Wells Harbour runs essentially North South from its mouth, along its tidal channel to Wells Quay. Its route dissects some of the richest coastal habitats for wildlife in the British Isles. The beach bank follows its course for a mile from the quay towards the lifeboat house. This sea wall marks the boundary between reclaimed saltmarsh, now agricultural land, to the west whilst to the east lays one of the richest and largest expanses of saltmarshes in North Western Europe. Beyond the lifeboat house reveals an area of mudflats on the east side of the harbour and the beginnings of miles of open sandy shores, before we come to the harbour's mouth and the open North Sea. These areas are extremely important for wildlife, in particular birds, and are part of the Holkham National Nature Reserve.

The pattern and abundance of wildlife varies greatly during the seasons. This is most readily obvious in its flora and bird life. The saltmarshes in summer have a succession of flowering salt resistant plants. Thrift or Sea Pink is one of the most dominant early flowering plants but it is the carpets of pale purple Sea-lavender flowering in late summer that are the most impressive and well-known. Some of the fleshy green plants such as Samphire and the Seablights have tiny non-descript flowers but in late summer and early autumn the leaves take on a multitude of shades and hues of pink and purple.

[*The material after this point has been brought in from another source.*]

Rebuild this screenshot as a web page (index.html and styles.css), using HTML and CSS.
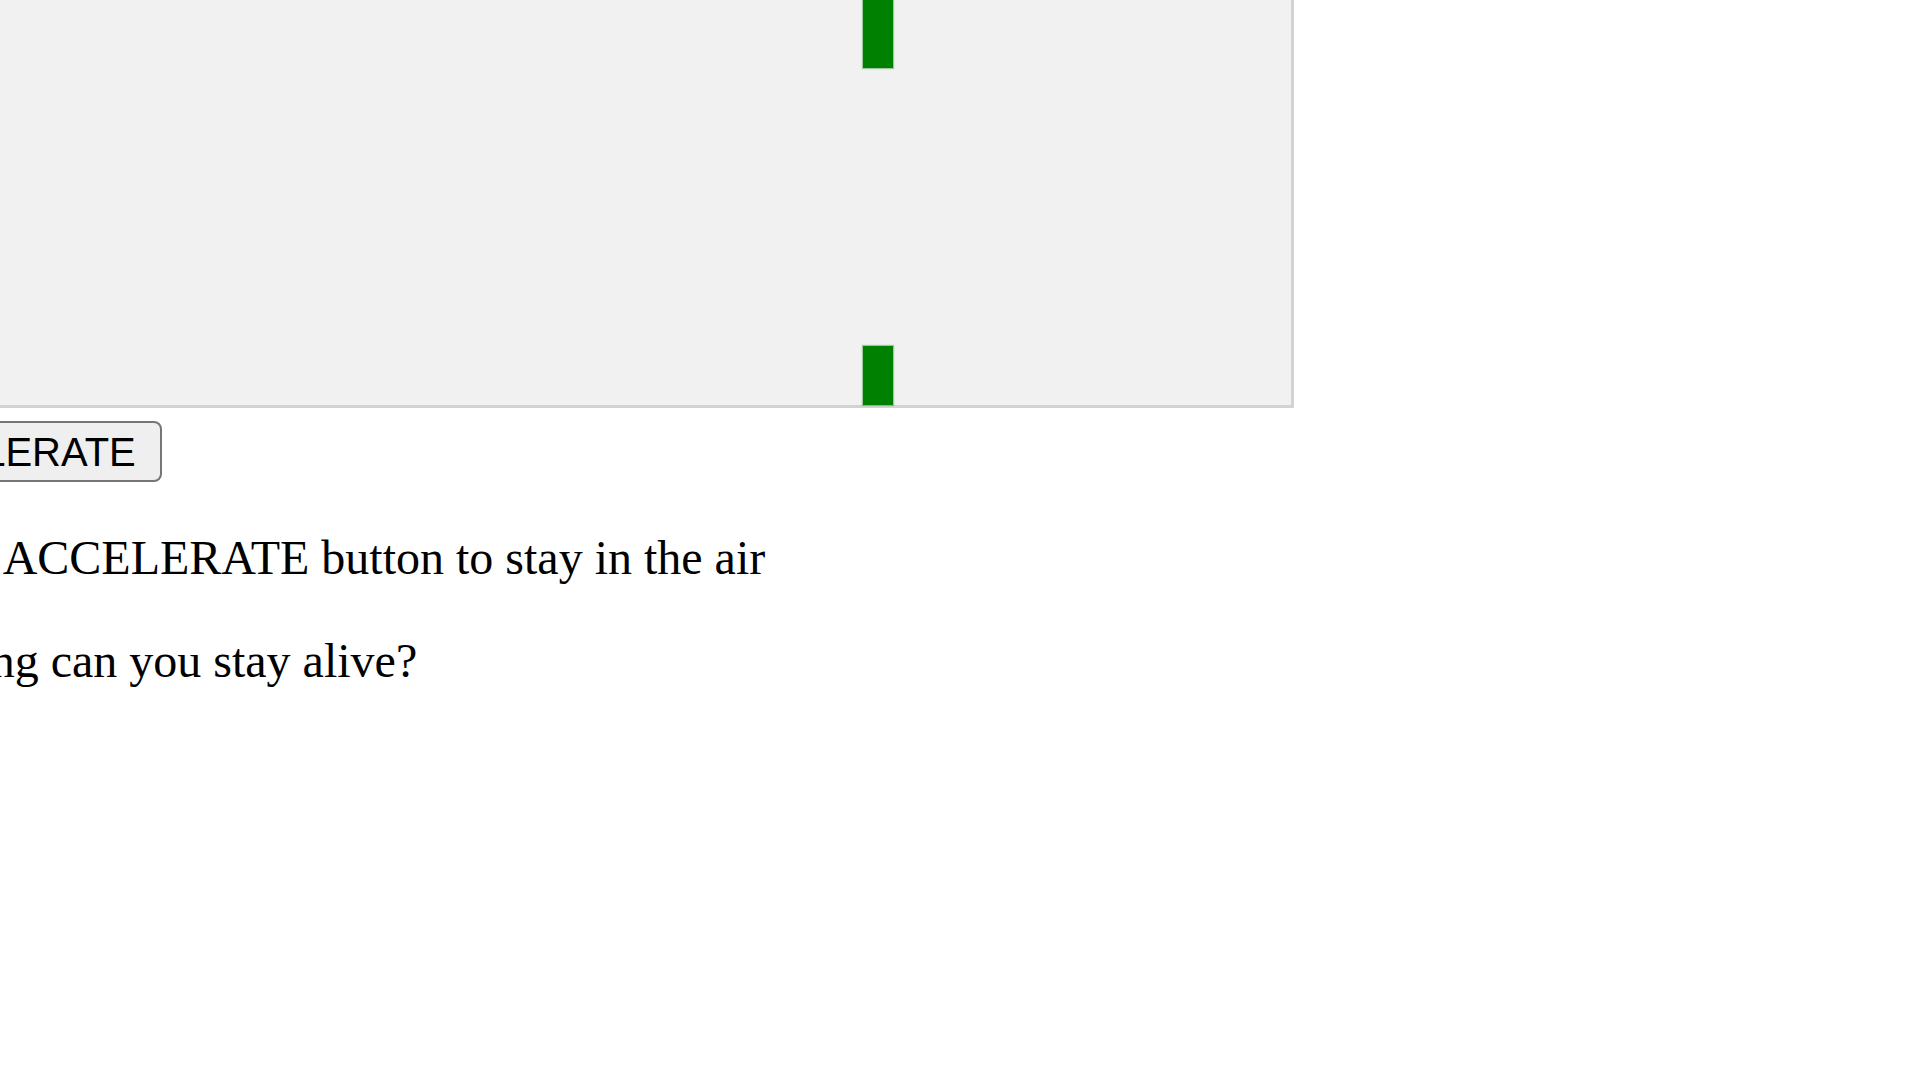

For birds, the year is split into their breeding season, which runs approximately from early April to the end of July, and the winter, which sees large numbers of waders and waterfowl using the harbour. Many species settle here for the winter. Geese are in modern times a real feature of the harbour. The most regular are the small grey and black Brent geese and several thousand pink footed geese. These roost on the inter tidal sands to the east of the harbour mouth and can be seen flying in great skeins at dawn and dusk moving between the harbour and the feeding areas in breathtaking numbers. The spring and autumn are the main migration times and are busy with summer and winter visitors coming and going.

Wells Quay

In the summer months, look out for fishing Little Terns and Common Terns. Turnstones, small wading birds, are white below with dark backs and chests and orange legs. They frequently gather with Starlings to feed on scraps on the quay. Cormorants, large and blackish, often haul out on the sand with their wings held out to dry. In the winter months tiny Little Grebes can be seen diving for small fish, shrimps or prawns.

Keep an eye open for the black and white, yellow-eyed drake Goldeneye among the familiar Mallards and Mute Swans. Probably the most familiar species of wildlife for many people are Shore Crabs, known locally as 'Gillies'. Catching them is a great source of fun for families. Avoid using hooks for holding bait as stray hooks have been responsible for Swan deaths.

East Quay

Although not as productive as the main channel these, the more upper reaches of the harbour, are frequently quieter than the quay and can be a place to get good views of wading birds such as Oystercatchers and Redshanks, the latter with their distinctive bright red legs. In the winter, there is a chance to glimpse sky species like the small dark streaked Rock Pipet or the dazzling Kingfisher.

Beach bank and Channel

This is a great walk to see wildlife in all seasons. Curlews are used to people here and are among the tamest on the whole coast. Terns are regular in the summer and eye catching Little Egrets are resident here. In recent years, these small white herons have rapidly colonised the area. Mallards, gulls and waders gather at the mouth of the fresh water sluice close to the town to wash and preen. In the winter months, they are joined by large numbers of Brent Geese. This is an important loafing area for lots of birds so try to avoid disturbing them here.

Wading birds can be tricky to identify in winter, most being essentially grey but they all have certain telltale marks. Grey Plovers are medium-sized with short, stout bills and large black eyes. They have pondering movements and their identity can be confirmed when they lift their wings to reveal while under wings and jet black 'armpits'. Dunlins are quite common. They're small, grey above and white below with a longish, slightly down-curved black bill. Outside the breeding season, the beach bank sees large numbers of Pied Wagtails gathering in the evening before heading to roost on yachts and in the marshes.

Lifeboat House and Harbour mouth

To the east of the channel is an area of mudflats exposed at low tide which attracts large numbers of waders. Although distant, bigger flocks of Oystercatchers can be identified. In winter, Knot gather in tight flocks, sometimes into four figures. This abundance of birds attracts aerial predators and Peregrines are occasionally seen. A line of pine trees known as the East Hills draws the eye and many people may venture over the channel at low tide to explore or gather cockles. These can be very dangerous areas as the tide flows fast so are best avoided without sound knowledge. Look out for sea ducks and divers in the winter months. Mergansers, Goldeneyes or Eiders can sometimes be seen in small numbers, while the occasional seal can be spotted entering the channel at any time of year.

There are miles of open beaches to enjoy here. A few small areas are fenced off in summer for nesting birds. Please try to avoid these areas and keep your dogs on leads as the Terns and shore birds are very prone to disturbance.